→ **Given information**:
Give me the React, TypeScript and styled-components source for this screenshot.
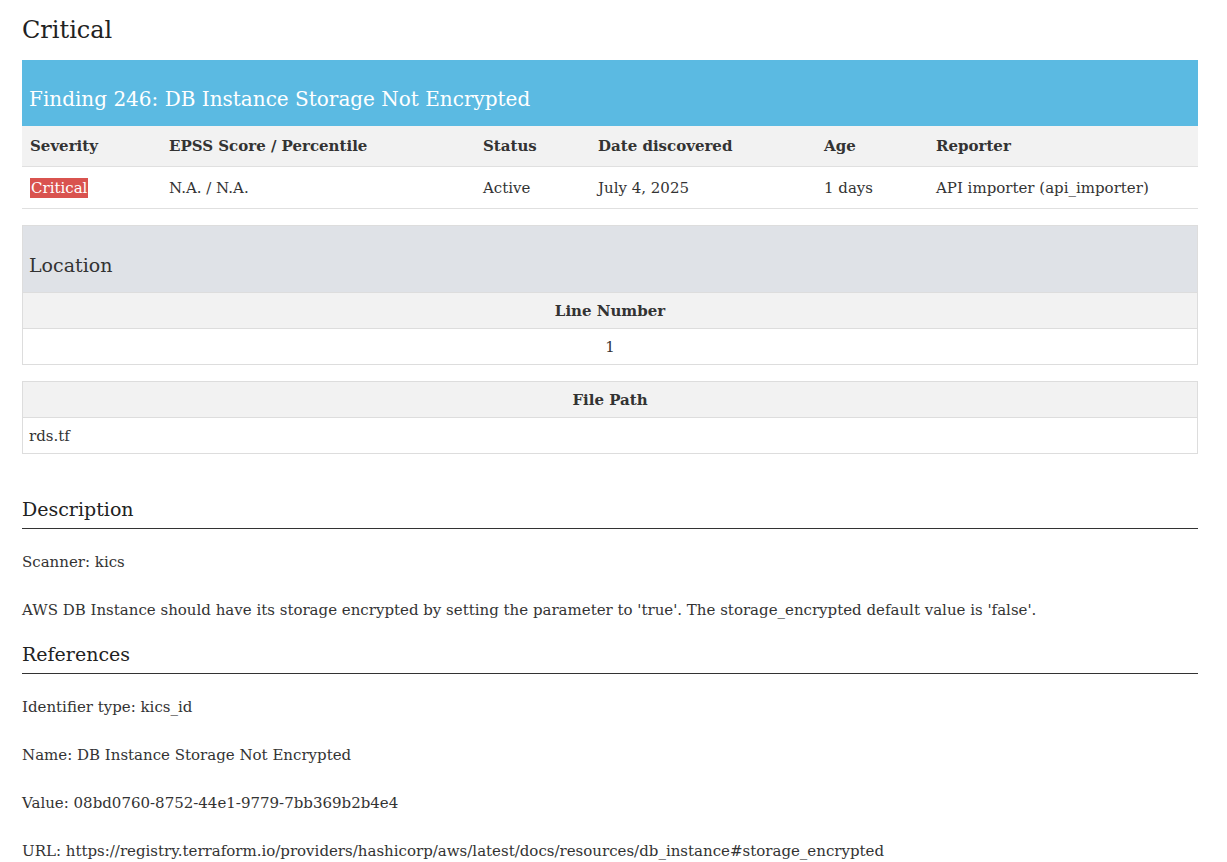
import React from "react"
import styled, { createGlobalStyle } from "styled-components"

const Global = createGlobalStyle`
  body {
    margin: 0;
    background: #fff;
    color: #333;
    font-family: "DejaVu Serif", "Liberation Serif", serif;
    font-size: 15px;
  }
`

const Page = styled.div`
  padding: 16px 29px 0 22px;
`

const Title = styled.h3`
  font-size: 24px;
  font-weight: normal;
  margin: 0 0 16px;
  color: #222;
`

const Banner = styled.div`
  background: #5bbae2;
  color: #fff;
  height: 66px;
  display: flex;
  align-items: flex-end;
  padding: 0 7px 15px;
  box-sizing: border-box;
  font-size: 20px;
`

const Table = styled.table`
  width: 100%;
  border-collapse: collapse;
  table-layout: fixed;
  th {
    background: #f2f2f2;
    text-align: left;
    font-weight: bold;
    height: 40px;
    padding: 0 8px;
    border-bottom: 1px solid #e0e0e0;
  }
  td {
    height: 41px;
    padding: 0 8px;
    border-bottom: 1px solid #e0e0e0;
    white-space: nowrap;
  }
`

const Badge = styled.span`
  background: #d9534f;
  color: #fff;
  padding: 1px 1px;
`

const Panel = styled.div`
  border: 1px solid #ddd;
  margin-top: 16px;
`

const PanelHead = styled.div`
  background: #dfe2e7;
  height: 66px;
  display: flex;
  align-items: flex-end;
  padding: 0 6px 16px;
  box-sizing: border-box;
  font-size: 19px;
  color: #333;
`

const Grid = styled.table<{ gap?: number; center?: boolean; bordered?: boolean }>`
  width: 100%;
  border-collapse: collapse;
  border: ${(p) => (p.bordered ? "1px solid #ddd" : "none")};
  border-top: ${(p) => (p.bordered ? "1px solid #ddd" : "1px solid #ddd")};
  margin-bottom: ${(p) => p.gap ?? 0}px;
  th {
    background: #f2f2f2;
    border-bottom: 1px solid #ddd;
    height: 33px;
    font-weight: bold;
  }
  td {
    height: 35px;
    padding: 0 6px;
    text-align: ${(p) => (p.center ? "center" : "left")};
  }
`

const Section = styled.h4`
  font-size: 19px;
  font-weight: normal;
  margin: 0;
  padding-bottom: 8px;
  border-bottom: 1px solid #333;
  color: #222;
`

const Para = styled.p`
  margin: 18px 0 0;
  line-height: 30px;
`

const cols = ["Severity", "EPSS Score / Percentile", "Status", "Date discovered", "Age", "Reporter"]
const widths = [123, 298, 99, 210, 96, undefined]

export default function App() {
  return (
    <Page>
      <Global />
      <Title>Critical</Title>
      <Banner>Finding 246: DB Instance Storage Not Encrypted</Banner>
      <Table>
        <thead>
          <tr>
            {cols.map((c, i) => (
              <th key={c} style={{ width: widths[i] }}>{c}</th>
            ))}
          </tr>
        </thead>
        <tbody>
          <tr>
            <td><Badge>Critical</Badge></td>
            <td>N.A. / N.A.</td>
            <td>Active</td>
            <td>July 4, 2025</td>
            <td>1 days</td>
            <td>API importer (api_importer)</td>
          </tr>
        </tbody>
      </Table>
      <Panel>
        <PanelHead>Location</PanelHead>
        <Grid center>
          <thead><tr><th>Line Number</th></tr></thead>
          <tbody><tr><td>1</td></tr></tbody>
        </Grid>
      </Panel>
      <div style={{ height: 16 }} />
      <Grid bordered gap={44}>
        <thead><tr><th>File Path</th></tr></thead>
        <tbody><tr><td>rds.tf</td></tr></tbody>
      </Grid>
      <Section>Description</Section>
      <Para>Scanner: kics</Para>
      <Para>AWS DB Instance should have its storage encrypted by setting the parameter to 'true'. The storage_encrypted default value is 'false'.</Para>
      <div style={{ height: 18 }} />
      <Section>References</Section>
      <Para>Identifier type: kics_id</Para>
      <Para>Name: DB Instance Storage Not Encrypted</Para>
      <Para>Value: 08bd0760-8752-44e1-9779-7bb369b2b4e4</Para>
      <Para>URL: https://registry.terraform.io/providers/hashicorp/aws/latest/docs/resources/db_instance#storage_encrypted</Para>
    </Page>
  )
}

→ **Set task**:
Return the listing above unchanged, apart from dropping its pictures.

→ **Task result**:
Give me the React, TypeScript and styled-components source for this screenshot.
import React from "react"
import styled, { createGlobalStyle } from "styled-components"

const Global = createGlobalStyle`
  body {
    margin: 0;
    background: #fff;
    color: #333;
    font-family: "DejaVu Serif", "Liberation Serif", serif;
    font-size: 15px;
  }
`

const Page = styled.div`
  padding: 16px 29px 0 22px;
`

const Title = styled.h3`
  font-size: 24px;
  font-weight: normal;
  margin: 0 0 16px;
  color: #222;
`

const Banner = styled.div`
  background: #5bbae2;
  color: #fff;
  height: 66px;
  display: flex;
  align-items: flex-end;
  padding: 0 7px 15px;
  box-sizing: border-box;
  font-size: 20px;
`

const Table = styled.table`
  width: 100%;
  border-collapse: collapse;
  table-layout: fixed;
  th {
    background: #f2f2f2;
    text-align: left;
    font-weight: bold;
    height: 40px;
    padding: 0 8px;
    border-bottom: 1px solid #e0e0e0;
  }
  td {
    height: 41px;
    padding: 0 8px;
    border-bottom: 1px solid #e0e0e0;
    white-space: nowrap;
  }
`

const Badge = styled.span`
  background: #d9534f;
  color: #fff;
  padding: 1px 1px;
`

const Panel = styled.div`
  border: 1px solid #ddd;
  margin-top: 16px;
`

const PanelHead = styled.div`
  background: #dfe2e7;
  height: 66px;
  display: flex;
  align-items: flex-end;
  padding: 0 6px 16px;
  box-sizing: border-box;
  font-size: 19px;
  color: #333;
`

const Grid = styled.table<{ gap?: number; center?: boolean; bordered?: boolean }>`
  width: 100%;
  border-collapse: collapse;
  border: ${(p) => (p.bordered ? "1px solid #ddd" : "none")};
  border-top: ${(p) => (p.bordered ? "1px solid #ddd" : "1px solid #ddd")};
  margin-bottom: ${(p) => p.gap ?? 0}px;
  th {
    background: #f2f2f2;
    border-bottom: 1px solid #ddd;
    height: 33px;
    font-weight: bold;
  }
  td {
    height: 35px;
    padding: 0 6px;
    text-align: ${(p) => (p.center ? "center" : "left")};
  }
`

const Section = styled.h4`
  font-size: 19px;
  font-weight: normal;
  margin: 0;
  padding-bottom: 8px;
  border-bottom: 1px solid #333;
  color: #222;
`

const Para = styled.p`
  margin: 18px 0 0;
  line-height: 30px;
`

const cols = ["Severity", "EPSS Score / Percentile", "Status", "Date discovered", "Age", "Reporter"]
const widths = [123, 298, 99, 210, 96, undefined]

export default function App() {
  return (
    <Page>
      <Global />
      <Title>Critical</Title>
      <Banner>Finding 246: DB Instance Storage Not Encrypted</Banner>
      <Table>
        <thead>
          <tr>
            {cols.map((c, i) => (
              <th key={c} style={{ width: widths[i] }}>{c}</th>
            ))}
          </tr>
        </thead>
        <tbody>
          <tr>
            <td><Badge>Critical</Badge></td>
            <td>N.A. / N.A.</td>
            <td>Active</td>
            <td>July 4, 2025</td>
            <td>1 days</td>
            <td>API importer (api_importer)</td>
          </tr>
        </tbody>
      </Table>
      <Panel>
        <PanelHead>Location</PanelHead>
        <Grid center>
          <thead><tr><th>Line Number</th></tr></thead>
          <tbody><tr><td>1</td></tr></tbody>
        </Grid>
      </Panel>
      <div style={{ height: 16 }} />
      <Grid bordered gap={44}>
        <thead><tr><th>File Path</th></tr></thead>
        <tbody><tr><td>rds.tf</td></tr></tbody>
      </Grid>
      <Section>Description</Section>
      <Para>Scanner: kics</Para>
      <Para>AWS DB Instance should have its storage encrypted by setting the parameter to 'true'. The storage_encrypted default value is 'false'.</Para>
      <div style={{ height: 18 }} />
      <Section>References</Section>
      <Para>Identifier type: kics_id</Para>
      <Para>Name: DB Instance Storage Not Encrypted</Para>
      <Para>Value: 08bd0760-8752-44e1-9779-7bb369b2b4e4</Para>
      <Para>URL: https://registry.terraform.io/providers/hashicorp/aws/latest/docs/resources/db_instance#storage_encrypted</Para>
    </Page>
  )
}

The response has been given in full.